What began in 1983 with a borrowed hay wagon, music and food, this year featured six performances and three fiddle competitions for the 36th annual Lyons Fiddle Festival at Lyons Park on Sept. 15. 

Maxwell Brown, 8, was named the fiddle competition Grand Champion - the youngest in festival history.

Brown also performed the National Anthem during the Opening Ceremonies. He also accompanied his 3-year-old sister, River Ashley Brown during the Fiddle Class 1 of the fiddle competition. The Brown siblings, from Willmington, Del., played “Boil Them Cabbage Down.” River has only been playing the fiddle for about three months and was the festival’s youngest competitor. 

“What's changed about the festival is that it doesn't feel forced or thrown together at the last minute because it is carefully organized throughout the year. Our board of directors purposely work through any challenges that come up,” said Candace Weiss, festival advertising coordinator. “Yet the vibe on the day of the festival is that people can kick back in a jam session and slide into a place in the park as if they're sitting at a picnic in their back yard or a block party on their front porch and listen to music.”

Craig Thatcher and Nyke Van Wyk performed for the first time this year. The duo was described as the “hit of the show.” They put their own spin on songs like The Beatles “Eleanor Rigby” and Bob Dylan’s “Tangled Up In Blue.” The pair received a standing ovation.

“This may be the first standing ovation in Lyons Fiddle Fest history,” said MC, Keith Brintzenhoff.

Dave Kline, Sam Schmidthuber, Jersey Corn Pickers, and Eric Fisher also performed throughout the day. Andrew Vogts and The Hannah Violet Trio are both Lyons Fiddle Fest regulars.

Bill Hochella and B.J. Frey of Wake Forest, N.C. attended the Lyons Fiddle Fest for the first time. “We plan to make it an annual event. The talent is so good,” said Frey

Jam sessions took place throughout the Lyons Park.

Tom and Betty Druckenmiller have been attending the Fiddle Fest for 32 years, “It’s a chance to sit and play music for an hour.”

The event also included crafters and vendors.
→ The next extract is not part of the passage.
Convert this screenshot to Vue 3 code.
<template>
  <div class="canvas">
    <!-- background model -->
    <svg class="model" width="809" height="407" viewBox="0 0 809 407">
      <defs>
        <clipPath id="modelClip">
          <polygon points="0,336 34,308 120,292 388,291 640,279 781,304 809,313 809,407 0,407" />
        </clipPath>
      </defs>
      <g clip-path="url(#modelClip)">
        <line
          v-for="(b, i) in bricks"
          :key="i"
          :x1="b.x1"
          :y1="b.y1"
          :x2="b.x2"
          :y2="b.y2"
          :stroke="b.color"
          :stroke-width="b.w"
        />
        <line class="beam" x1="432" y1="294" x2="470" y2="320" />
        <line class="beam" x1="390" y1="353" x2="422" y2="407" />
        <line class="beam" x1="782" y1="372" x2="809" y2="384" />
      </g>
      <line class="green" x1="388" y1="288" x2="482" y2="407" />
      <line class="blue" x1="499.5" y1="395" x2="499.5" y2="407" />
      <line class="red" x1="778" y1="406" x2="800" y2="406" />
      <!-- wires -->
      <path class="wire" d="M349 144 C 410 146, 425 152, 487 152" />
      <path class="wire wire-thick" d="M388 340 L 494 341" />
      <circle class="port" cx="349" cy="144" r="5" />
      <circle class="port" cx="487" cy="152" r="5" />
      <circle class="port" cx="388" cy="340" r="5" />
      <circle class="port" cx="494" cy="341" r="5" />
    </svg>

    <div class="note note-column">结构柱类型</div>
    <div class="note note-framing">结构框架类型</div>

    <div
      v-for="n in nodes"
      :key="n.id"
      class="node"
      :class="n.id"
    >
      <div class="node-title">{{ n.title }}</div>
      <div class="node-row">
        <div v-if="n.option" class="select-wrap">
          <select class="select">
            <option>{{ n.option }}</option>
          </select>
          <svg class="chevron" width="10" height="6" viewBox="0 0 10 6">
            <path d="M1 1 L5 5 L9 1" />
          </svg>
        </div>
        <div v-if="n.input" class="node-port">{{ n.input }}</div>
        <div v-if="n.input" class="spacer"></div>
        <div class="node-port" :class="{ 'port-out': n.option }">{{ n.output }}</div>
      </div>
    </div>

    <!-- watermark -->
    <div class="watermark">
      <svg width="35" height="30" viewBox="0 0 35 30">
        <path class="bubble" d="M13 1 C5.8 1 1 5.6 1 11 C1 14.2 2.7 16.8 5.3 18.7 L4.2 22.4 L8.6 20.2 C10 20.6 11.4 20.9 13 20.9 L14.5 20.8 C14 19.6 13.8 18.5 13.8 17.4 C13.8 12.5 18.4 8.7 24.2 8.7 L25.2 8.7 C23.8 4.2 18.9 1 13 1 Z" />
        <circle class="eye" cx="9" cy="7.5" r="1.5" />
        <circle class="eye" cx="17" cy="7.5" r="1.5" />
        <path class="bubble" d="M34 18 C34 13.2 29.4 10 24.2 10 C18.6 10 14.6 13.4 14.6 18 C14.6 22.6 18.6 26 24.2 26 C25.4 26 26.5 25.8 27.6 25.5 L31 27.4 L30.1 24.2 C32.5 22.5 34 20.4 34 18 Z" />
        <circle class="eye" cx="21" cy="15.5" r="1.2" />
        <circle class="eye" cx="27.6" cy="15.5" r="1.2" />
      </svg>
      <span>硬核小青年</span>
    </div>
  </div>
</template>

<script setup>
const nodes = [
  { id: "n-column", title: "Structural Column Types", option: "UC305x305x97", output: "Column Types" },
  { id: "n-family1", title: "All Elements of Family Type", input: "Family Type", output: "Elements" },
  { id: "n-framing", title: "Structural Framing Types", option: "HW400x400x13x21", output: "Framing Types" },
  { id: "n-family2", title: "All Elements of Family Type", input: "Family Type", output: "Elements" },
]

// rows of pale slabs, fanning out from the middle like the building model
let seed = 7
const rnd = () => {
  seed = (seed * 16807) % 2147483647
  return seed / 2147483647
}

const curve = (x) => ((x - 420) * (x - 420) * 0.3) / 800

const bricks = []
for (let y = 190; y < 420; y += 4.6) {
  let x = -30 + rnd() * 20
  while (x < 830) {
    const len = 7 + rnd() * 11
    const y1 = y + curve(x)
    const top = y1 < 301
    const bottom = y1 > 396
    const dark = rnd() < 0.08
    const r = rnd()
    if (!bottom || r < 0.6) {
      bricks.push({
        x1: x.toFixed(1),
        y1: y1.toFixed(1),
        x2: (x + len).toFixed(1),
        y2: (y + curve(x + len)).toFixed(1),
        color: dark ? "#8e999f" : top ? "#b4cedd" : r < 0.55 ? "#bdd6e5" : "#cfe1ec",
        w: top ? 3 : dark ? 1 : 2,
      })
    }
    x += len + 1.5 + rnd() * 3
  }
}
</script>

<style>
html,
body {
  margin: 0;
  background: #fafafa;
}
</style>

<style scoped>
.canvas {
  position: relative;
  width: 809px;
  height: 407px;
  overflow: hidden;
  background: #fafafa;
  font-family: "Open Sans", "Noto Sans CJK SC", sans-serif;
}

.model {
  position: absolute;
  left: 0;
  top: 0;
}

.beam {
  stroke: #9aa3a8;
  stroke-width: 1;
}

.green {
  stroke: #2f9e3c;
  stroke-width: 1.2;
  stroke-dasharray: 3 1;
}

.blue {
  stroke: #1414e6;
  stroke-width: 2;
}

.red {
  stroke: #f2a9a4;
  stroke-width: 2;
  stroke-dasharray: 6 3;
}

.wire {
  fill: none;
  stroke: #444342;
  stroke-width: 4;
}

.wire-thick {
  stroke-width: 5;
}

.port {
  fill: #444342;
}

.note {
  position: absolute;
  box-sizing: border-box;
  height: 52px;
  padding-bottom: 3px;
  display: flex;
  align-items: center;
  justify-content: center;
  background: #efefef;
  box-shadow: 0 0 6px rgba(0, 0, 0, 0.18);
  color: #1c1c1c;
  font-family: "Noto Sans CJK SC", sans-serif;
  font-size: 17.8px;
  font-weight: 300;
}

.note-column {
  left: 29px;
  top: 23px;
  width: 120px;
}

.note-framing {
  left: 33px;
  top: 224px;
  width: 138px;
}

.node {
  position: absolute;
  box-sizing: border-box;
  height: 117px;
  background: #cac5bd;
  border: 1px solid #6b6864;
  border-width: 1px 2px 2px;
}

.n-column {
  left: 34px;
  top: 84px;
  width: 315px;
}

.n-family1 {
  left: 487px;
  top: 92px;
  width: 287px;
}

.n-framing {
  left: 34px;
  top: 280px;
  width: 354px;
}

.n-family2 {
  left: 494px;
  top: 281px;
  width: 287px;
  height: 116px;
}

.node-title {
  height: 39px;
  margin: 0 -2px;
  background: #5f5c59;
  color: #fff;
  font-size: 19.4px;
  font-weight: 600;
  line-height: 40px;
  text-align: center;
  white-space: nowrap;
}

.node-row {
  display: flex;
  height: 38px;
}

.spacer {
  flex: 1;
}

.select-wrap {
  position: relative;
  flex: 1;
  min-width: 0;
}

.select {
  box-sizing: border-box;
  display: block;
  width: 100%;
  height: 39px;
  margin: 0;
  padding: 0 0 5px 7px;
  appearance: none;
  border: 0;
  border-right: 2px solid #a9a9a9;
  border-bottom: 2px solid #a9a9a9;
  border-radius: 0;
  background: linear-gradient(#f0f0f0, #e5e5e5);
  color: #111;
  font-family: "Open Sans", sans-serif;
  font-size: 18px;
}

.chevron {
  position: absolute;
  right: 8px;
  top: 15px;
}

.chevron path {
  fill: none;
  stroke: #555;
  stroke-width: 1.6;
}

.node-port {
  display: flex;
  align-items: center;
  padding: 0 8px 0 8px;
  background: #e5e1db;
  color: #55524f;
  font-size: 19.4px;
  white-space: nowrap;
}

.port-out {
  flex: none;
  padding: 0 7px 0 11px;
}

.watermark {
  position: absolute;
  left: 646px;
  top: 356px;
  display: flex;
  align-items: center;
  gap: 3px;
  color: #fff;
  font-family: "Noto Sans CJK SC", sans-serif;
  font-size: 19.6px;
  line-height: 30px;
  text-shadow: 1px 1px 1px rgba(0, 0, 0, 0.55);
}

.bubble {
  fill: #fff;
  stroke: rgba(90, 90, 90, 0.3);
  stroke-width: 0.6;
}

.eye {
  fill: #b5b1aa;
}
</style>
Musical instruments, fruit-flavored habanero hot sauce, handmade jewelry, and refurbished rocking horses were some of the products available for purchase. There were activities like rock and face painting, a duck pond and photobooth.
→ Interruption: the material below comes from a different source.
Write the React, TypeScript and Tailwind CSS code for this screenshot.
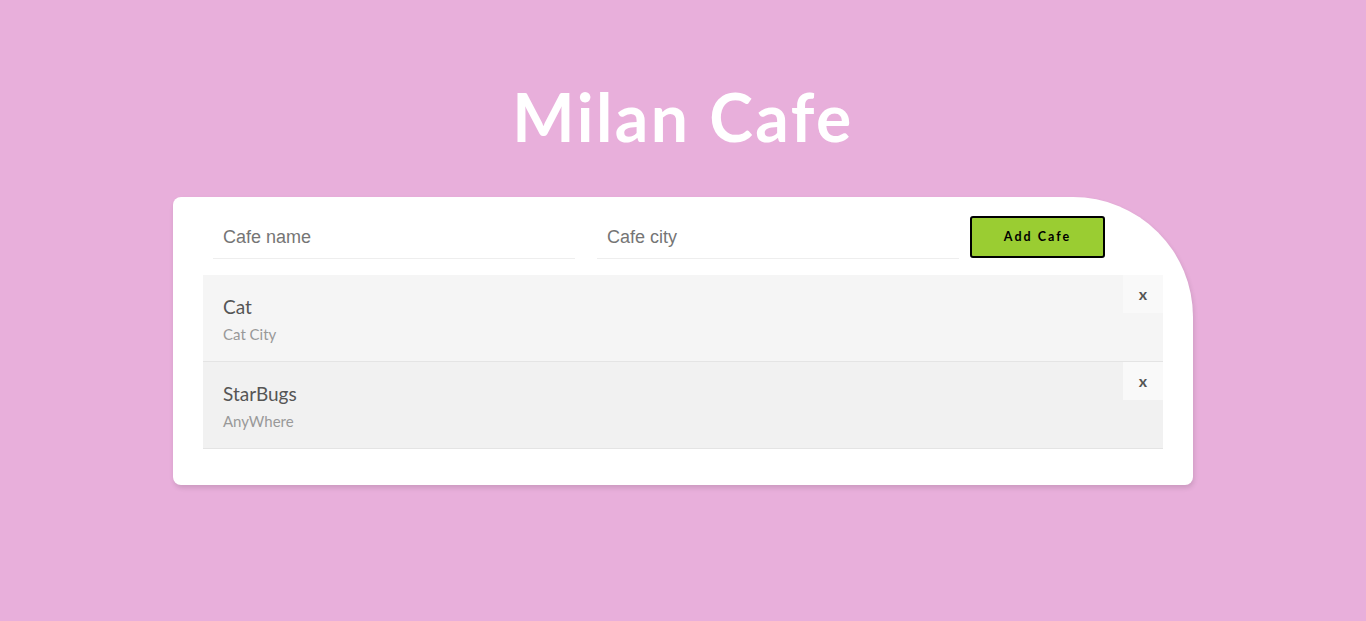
const cafes = [
  { name: "Cat", city: "Cat City" },
  { name: "StarBugs", city: "AnyWhere" },
];

export default function App() {
  return (
    <div className="min-h-[621px] bg-[#e8afdb] font-['Lato',sans-serif]">
      <h1 className="pt-[79px] text-center text-[66px] font-bold leading-[76px] tracking-[2.5px] text-white">
        Milan Cafe
      </h1>
      <div className="mx-auto mt-[42px] w-[1020px] rounded-[8px] rounded-tr-[120px] bg-white px-[30px] pt-[19px] pb-[36px] shadow-[1px_3px_5px_rgba(0,0,0,0.12)]">
        <form className="flex items-start" onSubmit={(e) => e.preventDefault()}>
          <input
            type="text"
            placeholder="Cafe name"
            className="ml-[10px] h-[43px] w-[362px] border-b border-[#eeeeee] px-[10px] font-['Liberation_Sans',Arial,sans-serif] text-[18px] text-[#555] outline-none placeholder:text-[#757575]"
          />
          <input
            type="text"
            placeholder="Cafe city"
            className="ml-[22px] h-[43px] w-[362px] border-b border-[#eeeeee] px-[10px] font-['Liberation_Sans',Arial,sans-serif] text-[18px] text-[#555] outline-none placeholder:text-[#757575]"
          />
          <button
            type="submit"
            className="ml-[11px] h-[42px] w-[135px] rounded-[3px] border-2 border-black bg-[#9acd32] text-[12.5px] font-bold tracking-[2px] text-black"
          >
            Add Cafe
          </button>
        </form>
        <ul className="mt-[16px]">
          {cafes.map((c, i) => (
            <li
              key={c.name}
              className={`relative border-b border-[#e4e4e4] px-[20px] pt-[20px] pb-[18px] ${
                i % 2 === 0 ? "bg-[#f5f5f5]" : "bg-[#f1f1f1]"
              }`}
            >
              <span className="block text-[19px] leading-[24px] text-[#555]">{c.name}</span>
              <span className="mt-[6px] block text-[15px] leading-[18px] text-[#999]">{c.city}</span>
              <div className="absolute top-0 right-0 flex h-[38px] w-[40px] items-center justify-center bg-[#f9f9f9] text-[16px] font-bold text-[#555]">
                x
              </div>
            </li>
          ))}
        </ul>
      </div>
    </div>
  );
}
Festival organizers advertised the need for a new T-shirt design on Facebook. Melanie Linder’s design was chosen, “I put together the idea of community, PA Dutch, the distelfink and the Fiddle Fest,” explained Linder.

“This year, we have partnered with The Camel Project, an anti-bullying 501(c)(3) non-profit corporation dedicated to assisting schools, organizations, and individuals in changing the culture of violent and unacceptable behaviors that result in trauma and abuse,” said Weiss.

Housed in a nice motor home called The Camel Caravan, The Camel Project was located just outside of the festival grounds in the parking lot of the Lyons Fire Company and filled with displays, videos, books, handouts, and activities for people of all ages to learn how to prevent bullying.

Next year’s Fiddle Festival will be held on Sept. 20, 2020.